Mechanical vs calorimetric glass transition temperature in the oxidation of linole1c acid from condensed carrageenan/glucose syrup systems

Lipid oxidation remains a concern leading to deterioration of the organoleptic quality in processed goods, but it should be minimized by considering changes in the structural properties of foods. The present work investigates the effect of glass transition temperature on the oxidation of linoleic acid at different concentrations of κ-carrageenan/glucose syrup.

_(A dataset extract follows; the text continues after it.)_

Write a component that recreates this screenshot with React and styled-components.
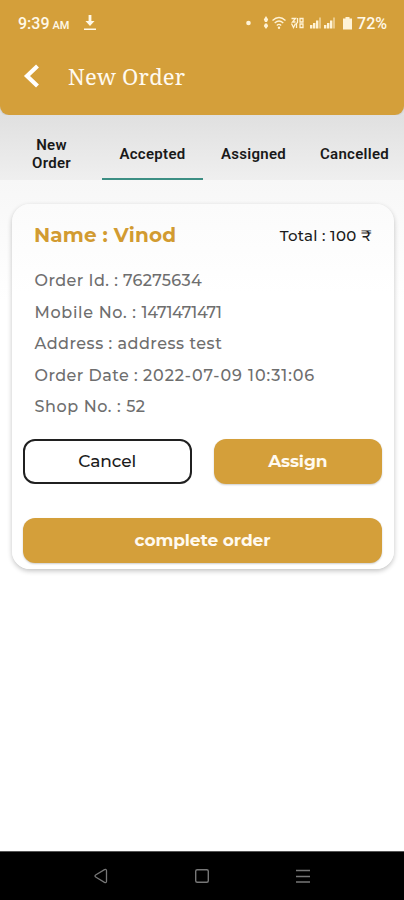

A combination of 0.5, 1, 2 and 3% (w/w) κ-carrageenan and 82.5, 82, 81, 80% (w/w) glucose syrup were mixed with 1.5% (w/w) linoleic acid and 0.5% (w/w) lecithin to prepare samples with a total solid content of 85% (w/w). Physicochemical properties of these mixtures were recorded using Fourier transform infrared spectroscopy (FTIR) and scanning electron microscopy (SEM). This was followed by estimation of the mechanical (Tgm) and calorimetric (Tgc) glass transition temperatures using small deformation dynamic oscillation in-shear and modulated differential scanning calorimetry (MDSC). The linoleic acid oxidation in the condensed polysaccharide/co-solute system was evaluated by monitoring the accumulation of hydroperoxide (ROOH) with UV–vis spectroscopy over a wide temperature range (−25 to 0 °C). The oxidation phase was modelled following a sigmoidal kinetic model indicating initiation and propagation stages of lipid oxidation. ROOH production increased as a function of time and temperature. The structural relaxation of the polymeric matrix influenced the oxidation rate at the initiation stage. At the propagation phase, Tgm appears to control the rate of ROOH formation and decomposition in all preparations, as compared to Tgc, an outcome that makes the former an important concept of quality control.